Greenwald: NSA sneaks backdoors into hardware

The US National Security Agency (NSA) has been accused of secretly placing backdoors in networking devices made in America.

Greenwald: NSA sneaks backdoors into hardware

Glenn Greenwald, the former Guardian journalist who facilitated the publication of Edward Snowden’s leaks, has made the allegations in his new book No Place to Hide: Edward Snowden, the NSA and the U.S. Surveillance State.

According to an excerpt published in the Guardian, the NSA “routinely receives – or intercepts – routers, servers and other computer network devices being exported from the US before they are delivered to the international customers”.

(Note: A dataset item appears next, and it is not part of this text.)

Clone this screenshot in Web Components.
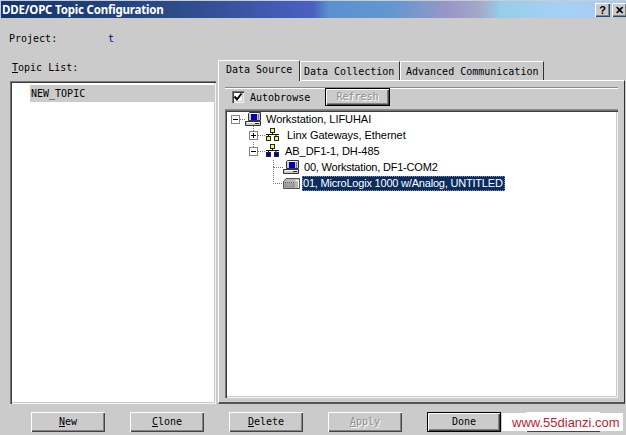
<!DOCTYPE html>
<html>
<head>
<meta charset="utf-8">
<title>DDE/OPC Topic Configuration</title>
<style>
    html, body { margin: 0; padding: 0; background: #cbcbcb; }
</style>
</head>
<body>
<dde-dialog>
    <win-titlebar slot="title">DDE/OPC Topic Configuration</win-titlebar>
    <project-row slot="project"></project-row>
    <topic-list slot="left"></topic-list>
    <tab-panel slot="right">
        <browse-bar></browse-bar>
        <source-tree></source-tree>
    </tab-panel>
    <win-button slot="buttons" key="N" rest="ew"></win-button>
    <win-button slot="buttons" key="C" rest="lone"></win-button>
    <win-button slot="buttons" key="D" rest="elete"></win-button>
    <win-button slot="buttons" key="A" rest="pply" disabled></win-button>
    <win-button slot="buttons" rest="Done" default></win-button>
    <win-button slot="buttons"></win-button>
    <site-mark slot="mark">www.55dianzi.com</site-mark>
</dde-dialog>

<script>
const MONO = `"DejaVu Sans Mono", "Liberation Mono", monospace`;
const SANS = `"Noto Sans", "DejaVu Sans", sans-serif`;

// classic raised / sunken edges
const RAISED = 'box-shadow: inset 1px 1px 0 #fff, inset -1px -1px 0 #444, inset -2px -2px 0 #848484;';
const SUNKEN = 'box-shadow: inset 1px 1px 0 #777, inset 2px 2px 0 #3c3c3c, inset -1px -1px 0 #f4f4f4, inset -2px -2px 0 #cbcbcb;';

class ShadowBase extends HTMLElement {
    constructor() {
        super();
        this.attachShadow({mode: "open"});
        this.shadowRoot.innerHTML = this.markup();
    }
    markup() { return ''; }
}

class DdeDialog extends ShadowBase {
    markup() { return `
    <style>
        :host {
            display: flex; flex-direction: column; position: relative;
            width: 626px; height: 435px; overflow: hidden;
            background: #cbcbcb; font: 10px ${MONO}; color: #000;
        }
        .main { display: flex; height: 345px; gap: 2px; padding-left: 10px; }
        .main ::slotted(topic-list) { flex: none; }
        .main ::slotted(tab-panel) { flex: none; }
        .buttons { display: flex; gap: 25px; padding: 8px 0 0 31px; }
    </style>
    <slot name="title"></slot>
    <slot name="project"></slot>
    <div class="main"><slot name="left"></slot><slot name="right"></slot></div>
    <div class="buttons"><slot name="buttons"></slot></div>
    <slot name="mark"></slot>`; }
}

class WinTitlebar extends ShadowBase {
    markup() { return `
    <style>
        :host {
            display: flex; align-items: center; justify-content: space-between;
            height: 17px; margin: 1px 0 0 1px; padding-left: 1px;
            background: linear-gradient(90deg, #12346c 0, #2c4a86 170px, #4a60c2 312px, #5a90d0 328px,
                #6298d0 392px, #9a96c8 448px, #a2a8c8 478px, #98cde8 500px, #a6d0f6 560px, #a6ccf2 625px);
            color: #fff; font: bold 11.5px ${SANS}; letter-spacing: -0.2px; white-space: nowrap;
        }
        .caps { display: flex; gap: 2px; margin-right: -1px; }
        .cap {
            width: 15px; height: 14px; background: #cbcbcb; color: #000; ${RAISED}
            font: bold 11px/14px "Liberation Sans", sans-serif; text-align: center; letter-spacing: 0;
        }
    </style>
    <span><slot></slot></span>
    <div class="caps"><div class="cap">?</div><div class="cap">✕</div></div>`; }
}

class ProjectRow extends ShadowBase {
    markup() { return `
    <style>
        :host { display: flex; height: 41px; padding: 15px 0 0 9px; box-sizing: border-box; }
        span { width: 99px; }
        b { font-weight: normal; color: #00008c; }
    </style>
    <span>Project:</span><b>t</b>`; }
}

class TopicList extends ShadowBase {
    markup() { return `
    <style>
        :host { display: flex; flex-direction: column; width: 206px; }
        label { height: 22px; padding: 3px 0 0 2px; box-sizing: border-box; }
        u { text-decoration: underline; }
        .box {
            flex: 1; background: #fff; ${SUNKEN}
            padding: 4px 2px 0 20px; box-sizing: border-box;
        }
        .row { background: #cbcbcb; height: 17px; line-height: 17px; padding-left: 1px; }
    </style>
    <label><u>T</u>opic List:</label>
    <div class="box"><div class="row">NEW_TOPIC</div></div>`; }
}

class TabPanel extends ShadowBase {
    markup() { return `
    <style>
        :host { display: flex; flex-direction: column; width: 407px; }
        .tabs { display: flex; height: 21px; align-items: flex-end; position: relative; z-index: 1; white-space: nowrap; }
        .tab {
            height: 19px; padding: 3px 0 0 5px; box-sizing: border-box; line-height: 14px;
            border-top: 1px solid #fff; border-left: 1px solid #fff; border-right: 1px solid #333;
        }
        .tab.on { height: 21px; width: 82px; padding: 2px 0 0 7px; margin-bottom: -1px; background: #cbcbcb; border-radius: 1px 1px 0 0; }
        .tab.b { width: 100px; padding-left: 3px; }
        .tab.c { width: 144px; }
        .body {
            flex: 1; border-top: 1px solid #fff; border-left: 1px solid #fff;
            border-right: 1px solid #333; border-bottom: 2px solid #555;
            padding: 6px 6px 4px 6px; box-sizing: border-box; display: flex; flex-direction: column;
        }
    </style>
    <div class="tabs">
        <div class="tab on">Data Source</div>
        <div class="tab b">Data Collection</div>
        <div class="tab c">Advanced Communication</div>
    </div>
    <div class="body"><slot></slot></div>`; }
}

class BrowseBar extends ShadowBase {
    markup() { return `
    <style>
        :host {
            display: flex; align-items: center; height: 18px;
            border-top: 1px solid #8a8a8a; border-bottom: 1px solid #8a8a8a;
            box-shadow: inset 0 1px 0 #fff;
            padding: 0 0 3px 7px; box-sizing: content-box;
        }
        .check {
            width: 12px; height: 12px; background: #fff; ${SUNKEN}
            display: flex; align-items: center; justify-content: center; margin-right: 6px;
        }
        .refresh {
            margin-left: 15px; width: 65px; height: 18px; ${RAISED}
            border: 1px solid #000; box-sizing: border-box; text-align: center; line-height: 15px;
            color: #909090; text-shadow: 1px 1px 0 #fff;
        }
        span { width: 60px; }
    </style>
    <div class="check"><svg width="10" height="10" viewBox="0 0 10 10"><path d="M1.5 4.5 L4 7.5 L8.5 1.5" fill="none" stroke="#000" stroke-width="2"/></svg></div>
    <span>Autobrowse</span>
    <div class="refresh">Refresh</div>`; }
}

const ICONS = {
    computer: `<svg width="17" height="16" viewBox="0 0 17 16">
        <path d="M3.5 2.5 L4.5 1.5 H15.5 V9.5 H3.5 Z" fill="#cbcbcb" stroke="#333"/>
        <path d="M4.5 2.5 H14" stroke="#fff"/>
        <rect x="6" y="3" width="6" height="6" fill="#0000b0"/>
        <path d="M13.5 3 V9" stroke="#777"/>
        <path d="M0.5 10.5 H15.5 V14.5 H0.5 Z" fill="#cbcbcb" stroke="#333"/>
        <path d="M2 11.5 H14" stroke="#fff"/>
        <path d="M10 12.5 H14" stroke="#222"/>
    </svg>`,
    plc: `<svg width="17" height="16" viewBox="0 0 17 16">
        <path d="M0.5 6.5 L3 3.5 H16.5 V13.5 H0.5 Z" fill="#b8b8b8" stroke="#555"/>
        <path d="M2 7.5 H11 V12 H2 Z" fill="#a4a4a4" stroke="#666" stroke-dasharray="1 1"/>
        <path d="M12.5 5.5 H15.5 V12.5" fill="none" stroke="#fff"/>
    </svg>`,
    netYellow: netIcon('#ffff00'),
    netBlue: netIcon('#0000b0')
};

function netIcon(fill) {
    return `<svg width="15" height="16" viewBox="0 0 15 16">
        <rect x="5.5" y="1.5" width="4" height="4" fill="#ffff00" stroke="#222"/>
        <path d="M7.5 5 V7 M1 7.5 H14 M3.5 7.5 V9 M11 7.5 V9" stroke="#111" fill="none"/>
        <rect x="1.5" y="9.5" width="4" height="4" fill="${fill}" stroke="#222"/>
        <rect x="9.5" y="9.5" width="4" height="4" fill="${fill}" stroke="#222"/>
    </svg>`;
}

/* prefix = expander and dotted connector cell in front of each tree node */
function expander(x, sign) {
    let bars = `<path d="M${x-2} 8.5 H${x+3}" stroke="#000"/>`;
    if(sign === 'plus') {
        bars += `<path d="M${x+.5} 6 V11" stroke="#000"/>`;
    }
    return `<rect x="${x-3.5}" y="4.5" width="8" height="8" fill="#fff" stroke="#848484"/>${bars}`;
}

class TreeNode extends ShadowBase {
    markup() {
        const level = +this.getAttribute('level');
        const sign = this.getAttribute('sign');
        const width = [20, 40, 58][level];
        let lines = '';
        const dot = 'stroke="#777" stroke-dasharray="1 1" fill="none"';
        if(level === 0) {
            lines = `<path d="M15 8.5 H20" ${dot}/>` + expander(10, sign);
        }
        if(level === 1) {
            lines = `<path d="M28.5 -1 V4 M33 8.5 H40" ${dot}/>` + expander(28, sign);
        }
        if(level === 2) {
            lines = `<path d="M48.5 ${this.hasAttribute('first') ? '1' : '-8'} V8.5 H58" ${dot}/>`;
        }
        return `
    <style>
        :host { display: flex; align-items: center; height: 16px; white-space: nowrap; }
        svg { display: block; flex: none; }
        .label {
            padding: 0 1px; margin-left: ${this.getAttribute('gap') || 0}px; height: 14px; line-height: 12px;
            box-sizing: border-box; border: 1px solid transparent;
            letter-spacing: ${level === 2 ? '-0.2px' : '-0.05px'};
        }
        :host([selected]) .label { background: #0c2c60; color: #fff; border: 1px dotted #7f8fa8; padding: 0; width: 203px; height: 15px; line-height: 13px; }
    </style>
    <svg width="${width}" height="16" viewBox="0 0 ${width} 16" style="overflow:visible">${lines}</svg>
    ${ICONS[this.getAttribute('icon')]}
    <span class="label"><slot></slot></span>`;
    }
}

class SourceTree extends ShadowBase {
    markup() { return `
    <style>
        :host {
            flex: 1; display: block; background: #fff; ${SUNKEN}
            font: 11px "Liberation Sans", sans-serif; color: #000; padding-top: 1px;
        }
    </style>
    <div>
        <tree-node level="0" sign="minus" icon="computer" gap="2">Workstation, LIFUHAI</tree-node>
        <tree-node level="1" sign="plus" icon="netYellow" gap="5">Linx Gateways, Ethernet</tree-node>
        <tree-node level="1" sign="minus" icon="netBlue" gap="3">AB_DF1-1, DH-485</tree-node>
        <tree-node level="2" first icon="computer" gap="2">00, Workstation, DF1-COM2</tree-node>
        <tree-node level="2" icon="plc" gap="2" selected>01, MicroLogix 1000 w/Analog, UNTITLED</tree-node>
    </div>`; }
}

class WinButton extends ShadowBase {
    markup() {
        const key = this.getAttribute('key') || '';
        const rest = this.getAttribute('rest') || '';
        return `
    <style>
        :host {
            display: block; width: 74px; height: 20px; box-sizing: border-box; flex: none;
            ${RAISED} text-align: center; line-height: 19px; background: #cbcbcb;
        }
        :host([default]) { border: 1px solid #000; line-height: 17px; }
        :host([disabled]) { color: #909090; text-shadow: 1px 1px 0 #fff; }
    </style>
    <u>${key}</u>${rest}`;
    }
}

class SiteMark extends ShadowBase {
    markup() { return `
    <style>
        :host {
            position: absolute; left: 502px; top: 413px; width: 121px; height: 18px;
            padding-left: 10px; box-sizing: border-box;
            background: #fff; color: #c01c34; font: 13px/19px "Liberation Sans", sans-serif;
            white-space: nowrap;
        }
    </style>
    <slot></slot>`; }
}

customElements.define("tree-node", TreeNode);
customElements.define("dde-dialog", DdeDialog);
customElements.define("win-titlebar", WinTitlebar);
customElements.define("project-row", ProjectRow);
customElements.define("topic-list", TopicList);
customElements.define("tab-panel", TabPanel);
customElements.define("browse-bar", BrowseBar);
customElements.define("source-tree", SourceTree);
customElements.define("win-button", WinButton);
customElements.define("site-mark", SiteMark);
</script>
</body>
</html>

“The agency then implants backdoor surveillance tools, repackages the devices with a factory seal and sends them on,” he claims, adding they can be used later to spy on the end user’s network.

Ironically, the US government had accused Chinese manufacturer Huawei of acting as a front for spying activities of the Chinese government in much the same way Greenwald has claimed the NSA is behaving.

The accusations even led to Huawei being excluded from bidding on national infrastructure projects in Australia.

While Greenwald even goes so far as to claim the US’ motive in claiming Chinese networking devices cannot be trusted “ seems to have been preventing Chinese devices from supplanting American-made ones, which would have limited the NSA’s own reach”.

“It is quite possible that Chinese firms are implanting surveillance mechanisms in their network devices. But the US is certainly doing the same,” he said.